Installing or Updating Python Packages
To update a package (e.g. pandas
) on DataHub, you'll need to use the command line. To do this, open “New > Terminal” and type:
mamba install --user --upgrade pandas
followed by the enter key to run the command.
One package that you'll likely need to install is otter-grader
. This package provides the autograder that checks your answers in the labs and projects.
JupyterLab
The remote servers have a development environment installed on them, however, it’s non-intuitive how to access it. Once on the landing page, the url should read something like:
https://datahub.ucsd.edu/user/USER/tree
You can access the IDE (integrate development environment) by changing "tree" to "lab". This brings up JupyterLab. The url should look something like this:
https://datahub.ucsd.edu/user/USER/lab
For more information on this IDE, you can see read about it here. From within JupyterLab, you can:
- Use a Python console
- Run Jupyter notebooks
- Use a terminal (e.g. to pull git repos)

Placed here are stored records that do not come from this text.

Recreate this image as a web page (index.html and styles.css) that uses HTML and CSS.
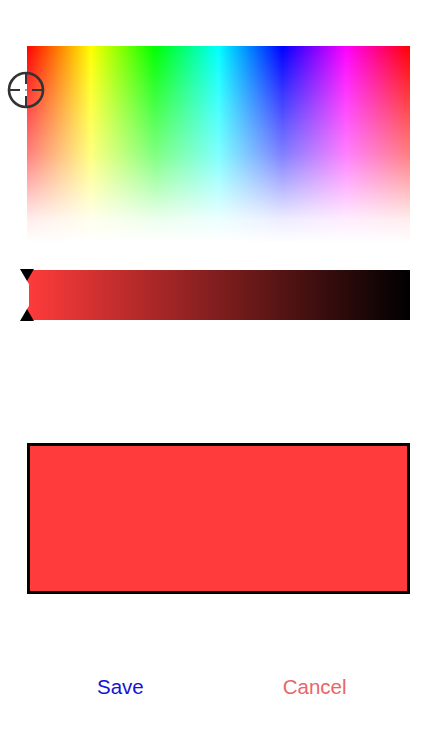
FILE: index.html
```html
<!DOCTYPE html>
<html>
<head>
<meta charset="utf-8">
<link rel="stylesheet" href="styles.css">
</head>
<body>
<div class="page">
  <div class="field">
    <div class="white"></div>
    <svg class="cross" width="40" height="40" viewBox="0 0 40 40">
      <circle cx="20" cy="20" r="17" fill="none" stroke="#333" stroke-width="2.6"/>
      <path d="M3 20H14M26 20H37M20 3V14M20 26V37" stroke="#333" stroke-width="2"/>
      <circle cx="20" cy="20" r="0.8" fill="#333"/>
    </svg>
  </div>
  <div class="slider">
    <svg class="marker" width="14" height="52" viewBox="0 0 14 52">
      <path d="M7 12L9 15V37L7 40Z" fill="#fff"/>
      <path d="M0 0H14L7 12Z M0 52H14L7 40Z" fill="#000"/>
    </svg>
  </div>
  <div class="preview"></div>
  <div class="buttons">
    <span class="save">Save</span>
    <span class="cancel">Cancel</span>
  </div>
</div>
</body>
</html>
```
FILE: styles.css
```css
html, body {
  margin: 0;
  padding: 0;
  background: #fff;
}
.page {
  width: 438px;
  height: 750px;
  box-sizing: border-box;
  padding: 46px 28px 0 27px;
  display: flex;
  flex-direction: column;
  font-family: "Liberation Sans", Arial, sans-serif;
}
.field {
  position: relative;
  height: 197px;
  background: linear-gradient(to right, #f00 0%, #ff0 16.67%, #0f0 33.33%, #0ff 50%, #00f 66.67%, #f0f 83.33%, #f00 100%);
}
.white {
  position: absolute;
  inset: 0;
  background: linear-gradient(to bottom, rgba(255,255,255,0) 0%, rgba(255,255,255,0.5) 55%, rgba(255,255,255,0.93) 88%, #fff 100%);
}
.cross {
  position: absolute;
  left: -21px;
  top: 24px;
}
.slider {
  position: relative;
  margin-top: 27px;
  height: 50px;
  background: linear-gradient(to right, #ff3b3b, #000);
}
.marker {
  position: absolute;
  left: -7px;
  top: -1px;
}
.preview {
  margin-top: 123px;
  height: 145px;
  border: 3px solid #000;
  background: #ff3b3b;
}
.buttons {
  display: flex;
  margin-top: 81px;
  font-size: 20.5px;
}
.save {
  margin-left: 70px;
  color: #1414d6;
}
.cancel {
  margin-left: 139px;
  color: #e96666;
}
```
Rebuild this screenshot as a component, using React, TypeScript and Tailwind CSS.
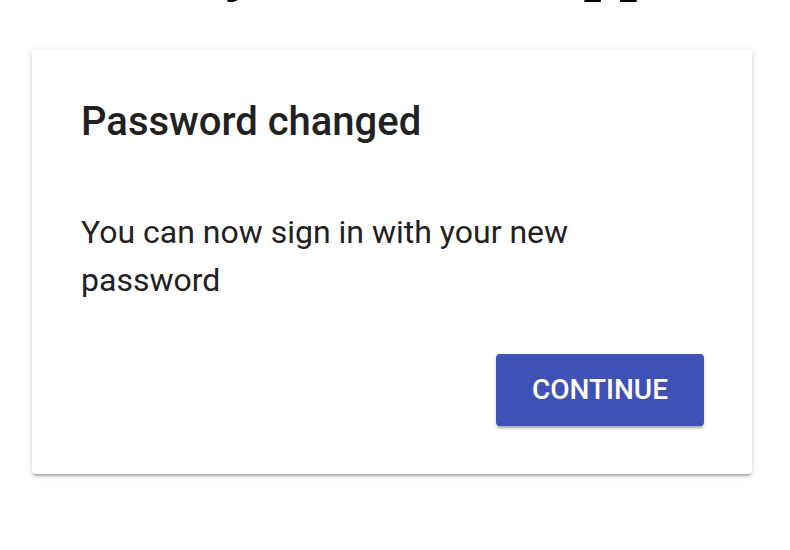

- Develop Python code in .py files
Git
Whether you work locally or use DataHub, you’ll need to pull assignments from GitHub. If you work on DataHub, you’ll have to pull from GitHub using the command-line. To do this, open “New > Terminal” and, to get the course repository for the first time, type:
git clone https://github.com/dsc-courses/dsc80-2023-fa
Then, open up the file-tree in the original Jupyter tab, and you should see all the course files now there. If you have already cloned the repository, and just want to get the latest files, type git pull
and you should see the updated files.
Troubleshooting DataHub
What if I accidentally clicked a different class instead of DSC 80 when logging into DataHub, or what if my DataHub doesn’t load?
If you are already logged into DataHub, click “Control Panel” in the top right. (If your DataHub never launched in the first place, proceed to the next step.)
In the toolbar at appears at datahub.ucsd.edu, click “Services” then click “manual-resetter”, then click “Reset”. If a pop-up box appears, that’s okay.
Log back into DataHub again and it should allow you to select a course – select DSC 80.